Ciò che mi più mi appassiona è il privilegio che ti dà questo mestiere di conoscere, anche intimamente, le persone. Facendo questo lavoro hai una scusa sociale per “farti i fatti degli altri”, per entrare in casa o in luoghi altrimenti “off limits”. Fare domande e parlare di temi anche difficili. Ciò permette una vicinanza che va al di là delle convenzioni. Si tratta di un privilegio e di una responsabilità, perché i sentimenti e le biografie delle persone sono degli elementi estremamente delicati.

Come nascono le idee iniziali? Come fa un soggetto a colpirti?
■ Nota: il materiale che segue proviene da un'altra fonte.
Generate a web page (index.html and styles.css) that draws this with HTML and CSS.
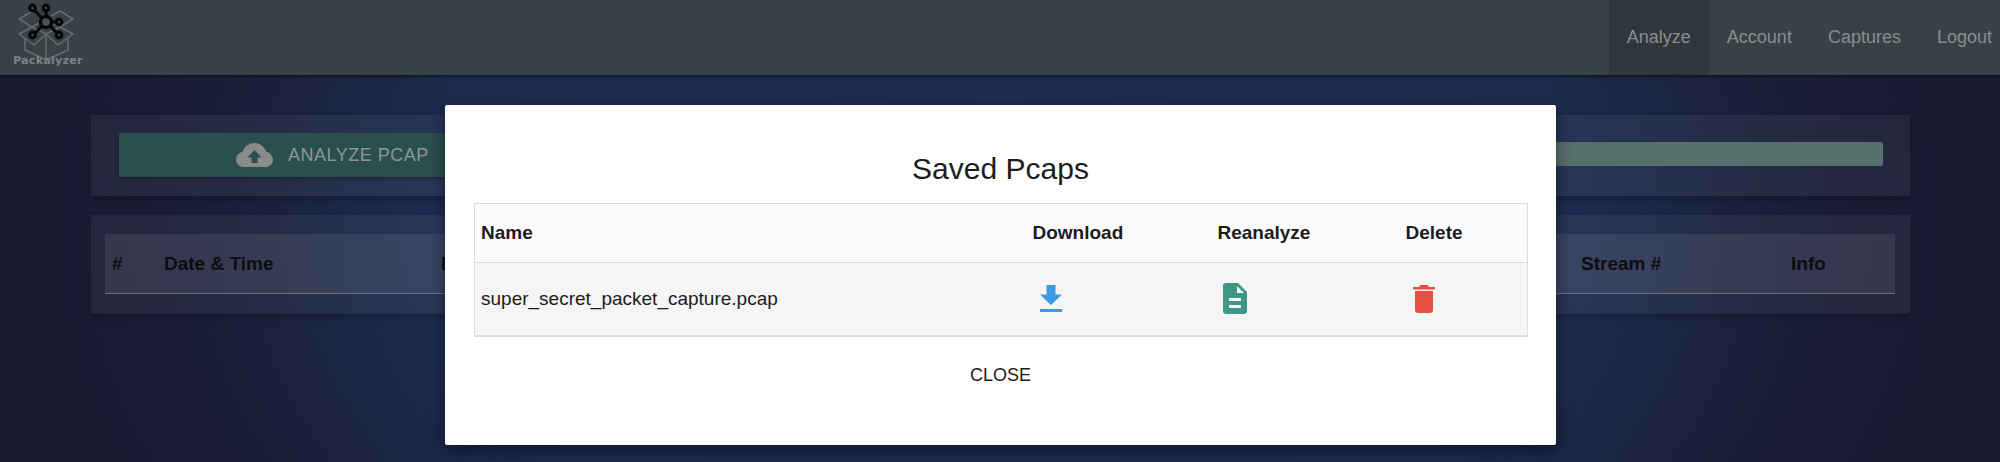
FILE: index.html
```html
<!DOCTYPE html>
<html lang="en">
<head>
<meta charset="utf-8">
<title>Packalyzer</title>
<link rel="stylesheet" href="styles.css">
</head>
<body>
<header class="navbar">
  <a class="logo">
    <svg class="logo-art" width="92" height="60" viewBox="0 0 92 60" fill="none">
      <g stroke="#666d70" stroke-width="1.5" stroke-linejoin="round">
        <path d="M46 19 L33 11 L19 19 L32 27 Z"/>
        <path d="M46 19 L60 11 L73 19 L60 27 Z"/>
        <path d="M32 27 L19 34 L34 45 L46 34 Z"/>
        <path d="M60 27 L73 34 L58 45 L46 34 Z"/>
        <path d="M25 38 V50 L46 60 L68 50 V38"/>
        <path d="M46 34 V60"/>
      </g>
      <g stroke="#060607" stroke-width="3">
        <path d="M33 9 L46 22 M46 8 V22 M59 22 H46 M33 35 L46 22 M59 35 L46 22"/>
        <circle cx="46" cy="22" r="5.500" stroke-width="3.400" fill="#4c5356"/>
        <g stroke-width="3.200" fill="#4c5356">
          <circle cx="32.500" cy="8" r="2.800"/>
          <circle cx="46" cy="8" r="2.800"/>
          <circle cx="59" cy="22" r="2.800"/>
          <circle cx="32.500" cy="35" r="2.800"/>
          <circle cx="59" cy="35" r="2.800"/>
        </g>
      </g>
    </svg>
    <span class="logo-text">Packalyzer</span>
  </a>
  <nav class="nav-links">
    <a class="nav-link active">Analyze</a>
    <a class="nav-link">Account</a>
    <a class="nav-link">Captures</a>
    <a class="nav-link">Logout</a>
  </nav>
</header>

<main class="content">
  <section class="panel upload-panel">
    <button class="analyze-btn">
      <svg class="cloud" width="37" height="24" viewBox="0 0 37 24">
        <path fill="#8a8a8a" d="M8 24 C3.500 24 0 20.700 0 16.500 C0 12.800 2.700 9.700 6.400 9.100 C8 3.700 12.800 0 18.300 0 C23.600 0 28.300 3.400 30 8.400 C34 9.300 37 12.800 37 16.700 C37 20.800 33.700 24 29.500 24 Z"/>
        <path fill="#2a4f4c" d="M18.500 7 L25.500 14.500 H21.500 V20 H15.500 V14.500 H11.500 Z"/>
      </svg>
      <span>ANALYZE PCAP</span>
    </button>
    <div class="progress"></div>
  </section>

  <section class="panel packets-panel">
    <div class="packets-head">
      <span>#</span>
      <span>Date &amp; Time</span>
      <span>IP Source</span>
      <span>Stream #</span>
      <span>Info</span>
    </div>
  </section>
</main>

<div class="modal">
  <h1 class="modal-title">Saved Pcaps</h1>
  <table class="pcaps">
    <colgroup>
      <col class="col-name"><col class="col-dl"><col class="col-re"><col class="col-del">
    </colgroup>
    <thead>
      <tr><th>Name</th><th>Download</th><th>Reanalyze</th><th>Delete</th></tr>
    </thead>
    <tbody>
      <tr>
        <td>super_secret_packet_capture.pcap</td>
        <td>
          <svg class="icon icon-dl" width="22" height="27" viewBox="0 0 22 27">
            <path fill="#3f9ae4" d="M6.500 0 H15.500 V9.500 H22 L11 20 L0 9.500 H6.500 Z"/>
            <rect fill="#3f9ae4" x="0" y="24" width="22" height="3"/>
          </svg>
        </td>
        <td>
          <svg class="icon icon-doc" width="24" height="31" viewBox="0 0 24 31">
            <path fill="#409686" d="M3 0 H15 L24 9 V28 Q24 31 21 31 H3 Q0 31 0 28 V3 Q0 0 3 0 Z"/>
            <path fill="#f2f7f6" d="M14 3 L21 10 H14 Z"/>
            <rect fill="#f5f5f5" x="6" y="15" width="12" height="3"/>
            <rect fill="#f5f5f5" x="6" y="22" width="12" height="3"/>
          </svg>
        </td>
        <td>
          <svg class="icon icon-trash" width="22" height="28" viewBox="0 0 22 28">
            <path fill="#e55244" d="M8 0 H14 Q15.500 0 16 2 H22 V4.500 H0 V2 H6 Q6.500 0 8 0 Z"/>
            <path fill="#e55244" d="M2 6 H20 V25 Q20 28 17 28 H5 Q2 28 2 25 Z"/>
          </svg>
        </td>
      </tr>
    </tbody>
  </table>
  <div class="modal-footer"><button class="close-btn">CLOSE</button></div>
</div>
</body>
</html>
```

FILE: styles.css
```css
* { box-sizing: border-box; }

html, body {
  margin: 0;
  height: 462px;
  overflow: hidden;
}

body {
  position: relative;
  font-family: "Liberation Sans", Arial, sans-serif;
  background: radial-gradient(ellipse 1050px 700px at 50% 50%, #1c2e53 0%, #1c2b4e 55%, #1a1d37 78%, #19192d 100%);
}

.navbar {
  height: 75px;
  display: flex;
  justify-content: space-between;
  background: #374146;
  box-shadow: 0 1px 3px rgba(0, 0, 0, 0.6);
}

.logo {
  position: relative;
  display: block;
  width: 92px;
  height: 75px;
}

.logo-art { display: block; }

.logo-text {
  position: absolute;
  left: 13px;
  top: 53px;
  color: #7b8082;
  font-family: "DejaVu Sans", sans-serif;
  font-weight: 700;
  font-size: 11.2px;
  line-height: 16px;
  letter-spacing: 0.2px;
}

.nav-links {
  display: flex;
  margin-right: -10px;
}

.nav-link {
  padding: 0 18px;
  font-size: 18px;
  line-height: 74px;
  color: #8a8d8f;
}

.nav-link.active { background: #30373c; }

.content { padding: 40px 90px 0 91px; }

.panel {
  background: rgba(255, 255, 255, 0.05);
  box-shadow: 0 3px 6px rgba(0, 0, 0, 0.25);
}

.upload-panel {
  display: flex;
  align-items: flex-start;
  gap: 30px;
  height: 81px;
  padding: 18px 27px 0 28px;
}

.analyze-btn {
  flex: 0 0 680px;
  height: 44px;
  padding: 0 118px 0 117px;
  display: flex;
  align-items: center;
  justify-content: flex-start;
  gap: 15px;
  border: 0;
  border-radius: 2px;
  background: #2a4f4c;
  color: #8c9795;
  font-family: inherit;
  font-size: 18px;
  letter-spacing: 0.5px;
  box-shadow: 0 2px 3px rgba(0, 0, 0, 0.25);
}

.progress {
  flex: 1;
  height: 24px;
  margin-top: 9px;
  border-radius: 2px;
  background: #56706b;
}

.packets-panel {
  height: 99px;
  margin-top: 19px;
  padding: 19px 15px 20px 14px;
}

.packets-head {
  height: 60px;
  display: grid;
  grid-template-columns: 52px 277px 1fr 210px 111px;
  align-items: center;
  border-radius: 2px 2px 0 0;
  border-bottom: 1px solid #6d7079;
  background: rgba(255, 255, 255, 0.075);
  color: #0d0d10;
  font-size: 19px;
  font-weight: 700;
}

.packets-head span { padding: 0 7px; }

.modal {
  position: absolute;
  left: 445px;
  top: 105px;
  width: 1111px;
  height: 340px;
  padding: 0 29px 0 29px;
  background: #fff;
  border-radius: 2px;
  box-shadow: 0 6px 16px rgba(0, 0, 0, 0.45);
}

.modal-title {
  margin: 0;
  height: 98px;
  padding-top: 45px;
  text-align: center;
  font-size: 30px;
  font-weight: 400;
  line-height: 38px;
  color: #1c1c1c;
}

.pcaps {
  width: 1053px;
  table-layout: fixed;
  border-collapse: collapse;
  border: 1px solid #dcdcdc;
  color: #1c1c1c;
  font-size: 19px;
}

.col-name { width: 552px; }
.col-dl { width: 185px; }
.col-re { width: 188px; }
.col-del { width: 128px; }

.pcaps th,
.pcaps td {
  padding: 0 6px;
  text-align: left;
}

.pcaps th {
  height: 59px;
  font-size: 19px;
  background: #fbfbfb;
  border-bottom: 1px solid #dcdcdc;
}

.pcaps td {
  height: 73px;
  background: #f5f5f5;
  border-bottom: 2px solid #dcdcdc;
}

.icon { display: block; }
.icon-dl { margin-left: 7px; }
.icon-doc { margin-left: 5px; }
.icon-trash { margin-left: 7px; }

.modal-footer {
  margin-top: 25px;
  text-align: center;
}

.close-btn {
  padding: 0;
  border: 0;
  background: none;
  color: #1c1c1c;
  font-family: inherit;
  font-size: 18px;
  line-height: 26px;
}
```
Non so bene spiegare perché un soggetto mi colpisce, a volte però in una storia sento che c’è qualcosa di forte. Ripensando ai miei documentari, potrei dire che mi interessano le storie di persone che fanno scelte radicali. Ad esempio in Al film dal Nicolín si parla di un coltivatore bregagliotto che a un certo punto lascia la sua vita da studente e decide di tornare a fare il contadino e di filmare quest’esperienza con una telecamera 16mm. In Volo in ombra invece c’è la storia di un pilota dell’esercito svizzero che decide di smettere di volare ma, dopo aver preso questa decisione, avviene un tragico evento.
Le storie di chi decide di uscire dalla normalità, da una vita tranquilla o indirizzata su dei binari ordinari, per fare qualcosa di radicalmente diverso mi affascinano. In questo momento penso sia importante raccontare storie di migrazione, persone che si trovano nella necessità di lasciare il proprio paese, compiendo anche in questo caso, una scelta radicale…
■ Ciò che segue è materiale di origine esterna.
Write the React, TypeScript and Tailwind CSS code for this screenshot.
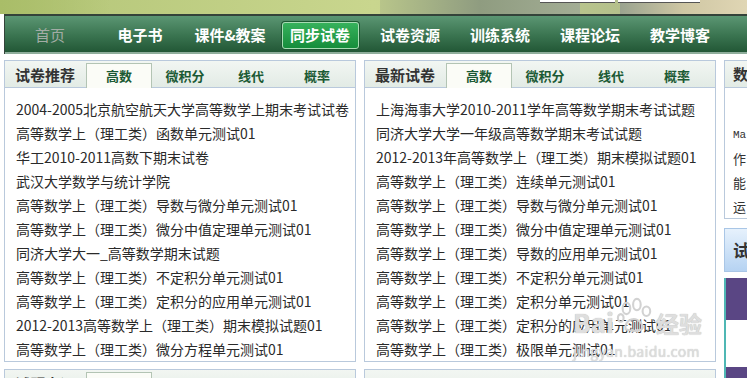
import React from 'react';

const navItems = ['首页', '电子书', '课件&教案', '同步试卷', '试卷资源', '训练系统', '课程论坛', '教学博客', '教学'];

const tabs = ['高数', '微积分', '线代', '概率'];

const leftList = [
  '2004-2005北京航空航天大学高等数学上期末考试试卷',
  '高等数学上（理工类）函数单元测试01',
  '华工2010-2011高数下期末试卷',
  '武汉大学数学与统计学院',
  '高等数学上（理工类）导数与微分单元测试01',
  '高等数学上（理工类）微分中值定理单元测试01',
  '同济大学大一_高等数学期末试题',
  '高等数学上（理工类）不定积分单元测试01',
  '高等数学上（理工类）定积分的应用单元测试01',
  '2012-2013高等数学上（理工类）期末模拟试题01',
  '高等数学上（理工类）微分方程单元测试01',
];

const rightList = [
  '上海海事大学2010-2011学年高等数学期末考试试题',
  '同济大学大学一年级高等数学期末考试试题',
  '2012-2013年高等数学上（理工类）期末模拟试题01',
  '高等数学上（理工类）连续单元测试01',
  '高等数学上（理工类）导数与微分单元测试01',
  '高等数学上（理工类）微分中值定理单元测试01',
  '高等数学上（理工类）导数的应用单元测试01',
  '高等数学上（理工类）不定积分单元测试01',
  '高等数学上（理工类）定积分单元测试01',
  '高等数学上（理工类）定积分的应用单元测试01',
  '高等数学上（理工类）极限单元测试01',
];

const PanelHeader: React.FC<{ title: string }> = ({ title }) => (
  <div className="flex h-[27px] items-end border-b border-[#b9c9dc] bg-gradient-to-b from-[#f2f6f2] to-[#e2ebe5]">
    <div className="w-[81px] self-center pl-[10px] text-[15px] leading-none font-bold text-[#333]">
      {title}
    </div>
    {tabs.map((t, i) => (
      <div
        key={t}
        className={`relative top-[1px] flex h-[25px] w-[66px] items-center justify-center text-[13px] font-bold text-[#1b5a34] ${
          i === 0 ? 'border border-b-0 border-[#b3c4b4] bg-[#fbfcf7]' : ''
        }`}
      >
        {t}
      </div>
    ))}
  </div>
);

const ListPanel: React.FC<{ title: string; items: string[]; children?: React.ReactNode }> = ({
  title,
  items,
  children,
}) => (
  <div className="relative h-[302px] w-[352px] shrink-0 overflow-hidden border border-[#b9c9dc] bg-white">
    <PanelHeader title={title} />
    <ul className="pt-[9px] pl-[11px]">
      {items.map((it, i) => (
        <li key={i} className="h-[24px] text-[14px] leading-[24px] whitespace-nowrap text-[#2a2a2a]">
          {it}
        </li>
      ))}
    </ul>
    {children}
  </div>
);

// baidu jingyan watermark over the list
const Watermark = () => (
  <div className="pointer-events-none absolute top-[236px] left-[208px] whitespace-nowrap text-[#dedede]">
    <div className="flex items-end">
      <span className="text-[26px] leading-none font-bold [text-shadow:0_0_1px_#b0b0b0]">Bai</span>
      <svg width="42" height="38" viewBox="0 0 40 40" className="shrink-0">
        <g fill="none" stroke="#d2d2d2" strokeWidth="2.2">
          <ellipse cx="11" cy="12" rx="4" ry="6" />
          <ellipse cx="22" cy="8" rx="4" ry="6" />
          <ellipse cx="32" cy="15" rx="4" ry="5" />
          <ellipse cx="5" cy="22" rx="3" ry="4" />
          <path d="M10 34 C 8 24, 22 18, 28 30 C 30 36, 20 37, 10 34 Z" />
        </g>
      </svg>
      <span className="text-[23px] leading-none font-bold [text-shadow:0_0_1px_#b0b0b0]">经验</span>
    </div>
    <div className="mt-[9px] text-[14px] leading-none tracking-wide [text-shadow:0_0_1px_#bbb]">
      jingyan.baidu.com
    </div>
  </div>
);

export default function App() {
  return (
    <div className="relative h-[378px] w-[747px] overflow-hidden bg-white font-['Noto_Sans_CJK_SC',sans-serif]">
      {/* banner */}
      <div className="relative h-[14px] bg-gradient-to-r from-[#b3c577] via-[#c9d68e] to-[#aab58a]">
        <div className="absolute top-0 left-[0px] h-[14px] w-[110px] bg-gradient-to-r from-[#a9bd68] to-transparent" />
        <div className="absolute top-0 left-[380px] h-[14px] w-[200px] bg-gradient-to-r from-[#b8c58a] via-[#8f9c80] to-[#a3ad95]" />
        <div className="absolute top-0 left-[620px] h-[14px] w-[127px] bg-gradient-to-r from-[#9aa38f] via-[#cfc7a4] to-[#e0d6b4]" />
        <div className="absolute top-0 left-[540px] h-[3px] w-[75px] border-b border-[#555] bg-white" />
        <div className="absolute top-0 left-[618px] h-[3px] w-[82px] border-b border-[#555] bg-white" />
      </div>

      {/* nav */}
      <div className="ml-[4px] flex h-[40px] border-t-2 border-l border-[#34433a] bg-gradient-to-b from-[#5b9673] via-[#3b7551] to-[#1f5433] shadow-[inset_0_-2px_0_#8fae9c]">
        {navItems.map((n, i) => (
          <div key={i} className="flex w-[90px] shrink-0 items-center justify-center">
            {n === '同步试卷' ? (
              <div className="flex h-[27px] w-[77px] items-center justify-center rounded-[3px] border border-[#a7dcb3] bg-gradient-to-b from-[#36b25c] to-[#148d3b] text-[15px] font-bold text-white shadow-[0_0_0_1px_#1d5a33]">
                {n}
              </div>
            ) : (
              <span
                className={`text-[15px] font-bold ${
                  i === 0 || i === 8 ? 'font-normal text-[#a3aca5]' : 'text-white'
                }`}
              >
                {n}
              </span>
            )}
          </div>
        ))}
      </div>

      {/* content */}
      <div className="mt-[6px] ml-[4px] flex gap-[8px]">
        <div className="flex flex-col gap-[7px]">
          <ListPanel title="试卷推荐" items={leftList} />
          <div className="h-[40px] w-[352px] border border-[#b9c9dc]">
            <PanelHeader title="试题点评" />
          </div>
        </div>
        <div className="flex flex-col gap-[7px]">
          <ListPanel title="最新试卷" items={rightList}>
            <Watermark />
          </ListPanel>
          <div className="h-[40px] w-[352px] border border-[#b9c9dc] bg-gradient-to-b from-[#f2f6f2] to-[#e2ebe5]" />
        </div>

        {/* third column */}
        <div className="flex w-[200px] shrink-0 flex-col">
          <div className="h-[159px] border border-[#b9c9dc] bg-white">
            <div className="flex h-[27px] items-center border-b border-[#b9c9dc] bg-gradient-to-b from-[#f2f6f2] to-[#e2ebe5] pl-[8px] text-[15px] font-bold text-[#333]">
              数学软件
            </div>
            <div className="pt-[35px] pl-[8px] text-[13px] leading-[24px] text-[#333]">
              <div className="font-['Liberation_Mono',monospace] text-[11px]">Matlab</div>
              <div>作</div>
              <div>能</div>
              <div>运</div>
            </div>
          </div>
          <div className="mt-[9px] flex h-[44px] items-center border border-[#a9c6e6] bg-gradient-to-b from-[#e6f1fc] to-[#b6d3f2] pl-[8px] text-[17px] font-bold text-[#333]">
            试题
          </div>
          <div className="mt-[6px] flex flex-col border-l-2 border-[#4fb7b4]">
            <div className="h-[42px] bg-[#5a4684]" />
            <div className="h-[47px] bg-white" />
            <div className="h-[40px] bg-[#5a4684]" />
          </div>
        </div>
      </div>
    </div>
  );
}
Il nuovo progetto di documentario su cui sto lavorando, dal titolo Non ho l’età, può essere un esempio interessante di tutto ciò di cui abbiamo parlato. Si tratta di un film che parla degli emigranti italiani in Svizzera che negli anni ’60 scrivevano delle lettere a Gigliola Cinquetti. Nel ‘64 la giovanissima Gigliola aveva vinto Sanremo con la canzone Non ho l’età, ed era diventata un vero e proprio mito. Ha ricevuto dal suo pubblico centinaia di migliaia di lettere e la storia che raccontiamo in questo documentario parte proprio da qui. Siamo stati a Trento per cercare negli archivi della Cinquetti tutta la corrispondenza proveniente dalla Svizzera e in seguito abbiamo rintracciato alcuni dei mittenti. Dopo 50 anni non è stato facile, ma ne abbiamo trovati una decina, fra cui Carmela, don Gregorio, Gabriella e Lorella che sono diventati i protagonisti di questo film. Quattro storie diverse che parlano di speranze, sogni, solidarietà, ma anche (e soprattutto) di chiusura, xenofobia, clandestinità e sfruttamento. Quattro storie oggi più attuali che mai.
Il film, prodotto da Tiziana Soudani per Amka Films SA, con il sostegno della Radiotelevisione Svizzera di Lingua Italiana, dell’Associazione REC e di Tempesta Film, uscirà nei prossimi mesi.